• [THE REQUEST]: All the data below goes into the copy word for word, but the pictures don't.

[BEGIN DATA SEGMENT]

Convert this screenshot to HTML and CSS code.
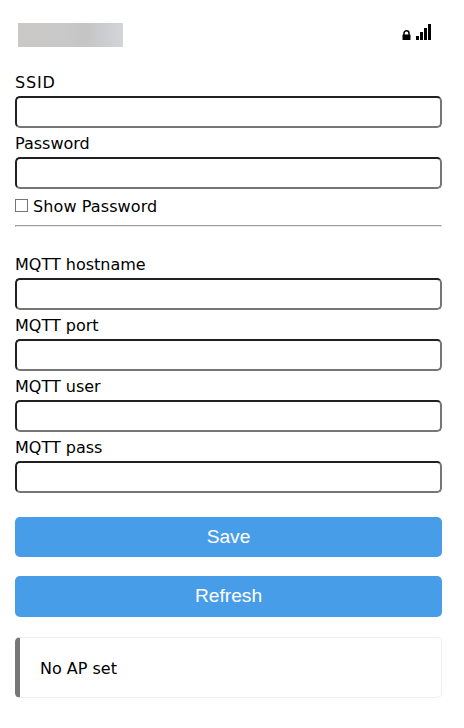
FILE: index.html
```html
<!DOCTYPE html>
<html lang="en">
<head>
<meta charset="utf-8">
<title>WiFi setup</title>
<link rel="stylesheet" href="styles.css">
</head>
<body>
<main class="page">
  <header class="top">
    <div class="network"></div>
    <svg class="signal" width="30" height="18" viewBox="0 0 30 18" aria-hidden="true">
      <path d="M2 11V9.2a2.5 2.5 0 0 1 5 0V11" fill="none" stroke="#000" stroke-width="1.5"/>
      <rect x="0.5" y="10.4" width="8" height="5.6" rx="0.6"/>
      <path d="M14 12h3v4h-3zM18 8h3v8h-3zM22 4h3v12h-3zM26 0h3v16h-3z" shape-rendering="crispEdges"/>
    </svg>
  </header>
  <form>
    <label class="ssid" for="s">SSID</label><input class="field" id="s">
    <label for="p">Password</label><input class="field" id="p" type="password">
    <div class="show"><input class="check" id="c" type="checkbox"><label class="show-label" for="c">Show Password</label></div>
    <hr>
    <label for="mh">MQTT hostname</label><input class="field" id="mh">
    <label for="mp">MQTT port</label><input class="field" id="mp">
    <label for="mu">MQTT user</label><input class="field" id="mu">
    <label for="mq">MQTT pass</label><input class="field" id="mq">
    <button class="save" type="button">Save</button>
    <button class="refresh" type="button">Refresh</button>
  </form>
  <div class="status">No AP set</div>
</main>
</body>
</html>
```
FILE: styles.css
```css
* { box-sizing: border-box; }
body { margin: 0; background: #fff; color: #000; font: 16px Verdana, "DejaVu Sans", sans-serif; }
.page { width: 427px; margin-left: 15px; padding-top: 23px; }
.top { display: flex; justify-content: space-between; height: 44px; padding: 0 10px 0 3px; }
.network { width: 105px; height: 24px; background: linear-gradient(90deg, #c9c8c6, #c9c9c9 40%, #c5c5c5 65%, #cbccce 80%, #d3d5d8); }
.signal { margin-top: 1px; }
label { display: block; height: 29px; line-height: 31px; white-space: nowrap; }
.ssid { letter-spacing: 0.8px; }
.field { display: block; width: 100%; height: 32px; margin: 0; padding: 4px; border: 2px solid; border-color: #212121 #767676 #767676 #212121; border-radius: 5px; background: #fff; }
.show { display: flex; height: 36px; padding-top: 3px; }
.check { appearance: none; width: 13px; height: 13px; margin: 7px 5px 0 0; border: 1px solid #767676; background: #fff; }
.show-label { line-height: 29px; letter-spacing: 0.1px; }
hr { height: 2px; margin: 0 0 22px; border: 1px solid; border-color: #9a9a9a #eee #eee #9a9a9a; }
button { display: block; width: 100%; margin: 0; padding: 0 0 2px; border: 0; border-radius: 5px; background: #489de9; color: #fff; font: 19.2px "Liberation Sans", Arial, sans-serif; }
.save { height: 40px; margin-top: 24px; padding-bottom: 0; }
.refresh { height: 41px; margin-top: 19px; }
.status { height: 61px; margin-top: 20px; padding: 1px 20px 0; border: 1px solid #eee; border-left: 5px solid #777; border-radius: 5px; line-height: 59px; }
```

[END DATA SEGMENT]

• [SOLUTION FOR THIS PROBLEM]:
Convert this screenshot to HTML and CSS code.
FILE: index.html
```html
<!DOCTYPE html>
<html lang="en">
<head>
<meta charset="utf-8">
<title>WiFi setup</title>
<link rel="stylesheet" href="styles.css">
</head>
<body>
<main class="page">
  <header class="top">
    <div class="network"></div>
    <svg class="signal" width="30" height="18" viewBox="0 0 30 18" aria-hidden="true">
      <path d="M2 11V9.2a2.5 2.5 0 0 1 5 0V11" fill="none" stroke="#000" stroke-width="1.5"/>
      <rect x="0.5" y="10.4" width="8" height="5.6" rx="0.6"/>
      <path d="M14 12h3v4h-3zM18 8h3v8h-3zM22 4h3v12h-3zM26 0h3v16h-3z" shape-rendering="crispEdges"/>
    </svg>
  </header>
  <form>
    <label class="ssid" for="s">SSID</label><input class="field" id="s">
    <label for="p">Password</label><input class="field" id="p" type="password">
    <div class="show"><input class="check" id="c" type="checkbox"><label class="show-label" for="c">Show Password</label></div>
    <hr>
    <label for="mh">MQTT hostname</label><input class="field" id="mh">
    <label for="mp">MQTT port</label><input class="field" id="mp">
    <label for="mu">MQTT user</label><input class="field" id="mu">
    <label for="mq">MQTT pass</label><input class="field" id="mq">
    <button class="save" type="button">Save</button>
    <button class="refresh" type="button">Refresh</button>
  </form>
  <div class="status">No AP set</div>
</main>
</body>
</html>
```
FILE: styles.css
```css
* { box-sizing: border-box; }
body { margin: 0; background: #fff; color: #000; font: 16px Verdana, "DejaVu Sans", sans-serif; }
.page { width: 427px; margin-left: 15px; padding-top: 23px; }
.top { display: flex; justify-content: space-between; height: 44px; padding: 0 10px 0 3px; }
.network { width: 105px; height: 24px; background: linear-gradient(90deg, #c9c8c6, #c9c9c9 40%, #c5c5c5 65%, #cbccce 80%, #d3d5d8); }
.signal { margin-top: 1px; }
label { display: block; height: 29px; line-height: 31px; white-space: nowrap; }
.ssid { letter-spacing: 0.8px; }
.field { display: block; width: 100%; height: 32px; margin: 0; padding: 4px; border: 2px solid; border-color: #212121 #767676 #767676 #212121; border-radius: 5px; background: #fff; }
.show { display: flex; height: 36px; padding-top: 3px; }
.check { appearance: none; width: 13px; height: 13px; margin: 7px 5px 0 0; border: 1px solid #767676; background: #fff; }
.show-label { line-height: 29px; letter-spacing: 0.1px; }
hr { height: 2px; margin: 0 0 22px; border: 1px solid; border-color: #9a9a9a #eee #eee #9a9a9a; }
button { display: block; width: 100%; margin: 0; padding: 0 0 2px; border: 0; border-radius: 5px; background: #489de9; color: #fff; font: 19.2px "Liberation Sans", Arial, sans-serif; }
.save { height: 40px; margin-top: 24px; padding-bottom: 0; }
.refresh { height: 41px; margin-top: 19px; }
.status { height: 61px; margin-top: 20px; padding: 1px 20px 0; border: 1px solid #eee; border-left: 5px solid #777; border-radius: 5px; line-height: 59px; }
```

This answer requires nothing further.